Aqueous is another young, talented and up-and-coming improv rock band from the upstate New York area. The band has played up at the down in years past and came this year with a regional draw and devoted fans. “Strange Times” put dual vocals and guitars of Mike Gantzer and Dave Loss front and center, as they traded verses vocally back and fourth, and then lead and harmony guitars as well. The rocking instrumental “Gordon’s Mule” segued into a blazing guitar wail of Rick James’ “Below The Funk,” which featured dual electric guitars that just oozed funk. They ended the set with the progressive rock instrumental “All In” that found the rhythm section of Evan McPhaden (bass) and Ryan Nogle (drums) banging and thumping furiously and aggressively. Rock music this good won’t stay underground for long – catch this band now if you have the chance.

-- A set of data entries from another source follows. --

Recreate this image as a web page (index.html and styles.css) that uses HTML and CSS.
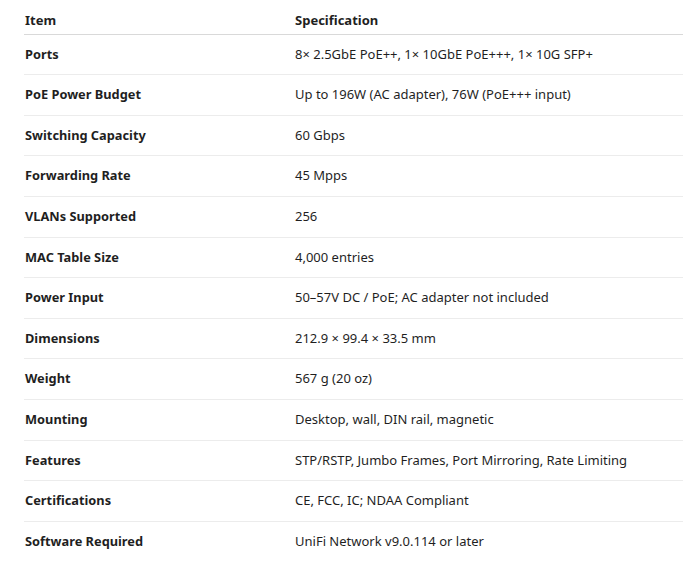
FILE: index.html
```html
<!DOCTYPE html>
<html>
<head>
<meta charset="utf-8">
<link rel="stylesheet" href="styles.css">
</head>
<body>
<table class="spec">
  <thead>
    <tr><th>Item</th><th>Specification</th></tr>
  </thead>
  <tbody>
    <tr><td class="k">Ports</td><td>8× 2.5GbE PoE++, 1× 10GbE PoE+++, 1× 10G SFP+</td></tr>
    <tr><td class="k">PoE Power Budget</td><td>Up to 196W (AC adapter), 76W (PoE+++ input)</td></tr>
    <tr><td class="k">Switching Capacity</td><td>60 Gbps</td></tr>
    <tr><td class="k">Forwarding Rate</td><td>45 Mpps</td></tr>
    <tr><td class="k">VLANs Supported</td><td>256</td></tr>
    <tr><td class="k">MAC Table Size</td><td>4,000 entries</td></tr>
    <tr><td class="k">Power Input</td><td>50–57V DC / PoE; AC adapter not included</td></tr>
    <tr><td class="k">Dimensions</td><td>212.9 × 99.4 × 33.5 mm</td></tr>
    <tr><td class="k">Weight</td><td>567 g (20 oz)</td></tr>
    <tr><td class="k">Mounting</td><td>Desktop, wall, DIN rail, magnetic</td></tr>
    <tr><td class="k">Features</td><td>STP/RSTP, Jumbo Frames, Port Mirroring, Rate Limiting</td></tr>
    <tr><td class="k">Certifications</td><td>CE, FCC, IC; NDAA Compliant</td></tr>
    <tr><td class="k">Software Required</td><td>UniFi Network v9.0.114 or later</td></tr>
  </tbody>
</table>
</body>
</html>
```
FILE: styles.css
```css
html, body {
  margin: 0;
  padding: 0;
  background: #ffffff;
}
body {
  padding: 11px 0 0 24px;
  font-family: "Noto Sans", "Open Sans", sans-serif;
  font-size: 13px;
  color: #1f1f1f;
}
.spec {
  border-collapse: collapse;
  table-layout: fixed;
  width: 659px;
}
.spec th {
  text-align: left;
  font-weight: 700;
  padding: 0 0 3px 1px;
  line-height: 19.6px;
  border-bottom: 1.5px solid #d9d9d9;
}
.spec th:first-child {
  width: 269px;
}
.spec td {
  padding: 10px 0 10px 1px;
  line-height: 19.6px;
  border-bottom: 1px solid #ececec;
}
.spec tbody tr:last-child td {
  border-bottom: none;
}
.spec td.k {
  font-weight: 700;
  font-size: 12.8px;
}
```
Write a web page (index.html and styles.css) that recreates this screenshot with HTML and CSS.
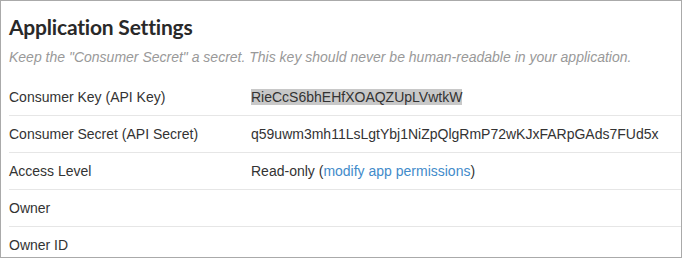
FILE: index.html
```html
<!DOCTYPE html>
<html>
<head>
<meta charset="utf-8">
<link rel="stylesheet" href="styles.css">
</head>
<body>
<div class="panel">
  <h2 class="title">Application Settings</h2>
  <p class="note">Keep the "Consumer Secret" a secret. This key should never be human-readable in your application.</p>
  <table class="settings">
    <tr><td class="label">Consumer Key (API Key)</td><td class="value"><span class="selected">RieCcS6bhEHfXOAQZUpLVwtkW</span></td></tr>
    <tr><td class="label">Consumer Secret (API Secret)</td><td class="value">q59uwm3mh11LsLgtYbj1NiZpQlgRmP72wKJxFARpGAds7FUd5x</td></tr>
    <tr><td class="label">Access Level</td><td class="value">Read-only (<a class="link" href="#">modify app permissions</a>)</td></tr>
    <tr><td class="label">Owner</td><td class="value"></td></tr>
    <tr><td class="label">Owner ID</td><td class="value"></td></tr>
  </table>
</div>
</body>
</html>
```

FILE: styles.css
```css
html, body {
  margin: 0;
  padding: 0;
  background: #fff;
}
.panel {
  width: 672px;
  height: 256px;
  border: 1px solid #aaa;
  padding: 0 0 0 8px;
  overflow: hidden;
  font-family: "Liberation Sans", Arial, sans-serif;
  font-size: 14px;
  color: #333;
}
.title {
  font-family: "Lato", "Liberation Sans", sans-serif;
  font-weight: 700;
  font-size: 21px;
  letter-spacing: -0.2px;
  line-height: 26px;
  margin: 13px 0 0 0;
  color: #292929;
}
.note {
  margin: 7px 0 0 0;
  font-style: italic;
  color: #999;
  line-height: 20px;
}
.settings {
  border-collapse: collapse;
  width: 100%;
  margin-top: 12px;
}
.settings td {
  padding: 8px 0;
  line-height: 20px;
  border-bottom: 1px solid #e6e6e6;
  vertical-align: top;
}
.label {
  width: 242px;
}
.selected {
  background: #c8c8c8;
}
.link {
  color: #428bca;
  text-decoration: none;
}
```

moe. closed out the weekend with two strong sets, filled with staples from the band’s live repertoire. Fans were shuffling in to the hill slope in front of the stage as the band began “Paper Dragon.” A deep resonating rumble of the bass drum with Amico pounding on his kit signaled the intro to “Water,” one of the group’s most popular live songs that had the fans singing along in unison on the chorus, and moe. kept things moving through “Hectors Pillow” and “Four.” They closed out the first set with a country-tinged, long jam through “32 Things,” with Garvey drawing several fast, wailing solos from his instrument. And lastly, the moe.ment fans had been waiting for. On Facebook, the band held a contest to reach 100,000 likes on Facebook, which was achieved just before the festival was to begin. As a result, fans had an opportunity to choose one, long-lost song that the band hadn’t played in years to be performed at the festival. moe. closed out the set with the fans’ choice, “Canned Pastries.” “This next song is a dance number,” said Schnier by way of introducing the long-lost instrumental, which hadn’t been played since August of 1994. With a rolling bass and guitar wails, this one indeed got fans dancing on the slopes – well, that and maybe some added substances.

[Photo by Paul Citone]

The band saved some of their best for the last set, as they rolled through a dark take on “Big World” > “Ricky Martin” and then completed an awesome transition into “Time Ed.” Again, that moe.ment – and it was really just a second’s rest between the two songs – …where are they going with this?…oh bam, there it is…that always draws a huge cheer of recognition and appreciation from the aroused crowd. Two of the group’s most popular live songs, “Time Ed” > “Moth,” accounted for more than 40 minutes of live, improvisational bliss that oozed from the band out over the trailside filled with fans that ate it up and enjoyed it to maximum effect. Derhak decided to grab a seat atop an amplifier while he played, where he sat perched for a good twenty minutes, rumbling through bass lines with ease. As if there was any doubt, the mayor of moe.ville this year went to Rex Thomson, a jam scene photographer who has been attending moe.down for many of the 15 years if not all, and has ached to win the fan-voted award. This is your year Rex, congratulations. The band brought the festival to a close with one long, last jam through “Rebubula,” a highly energetic rocker that always gets the crowd singing along in unison on its chorus of “Rip off all my limbs, poke out both my eyes, pull out my swollen tongue, and the sirens song, sweetly sucks me down, I’ll find my way back to you.”

It was another excellent year up at the down! Home is where the heart is. Sure that may be a cliché, but there are those of us – moe.rons – for whom this weekend just wouldn’t be the same if we weren’t able to spend it here in Turin, NY. moe.down! My Home, My Heart, My Best Friends!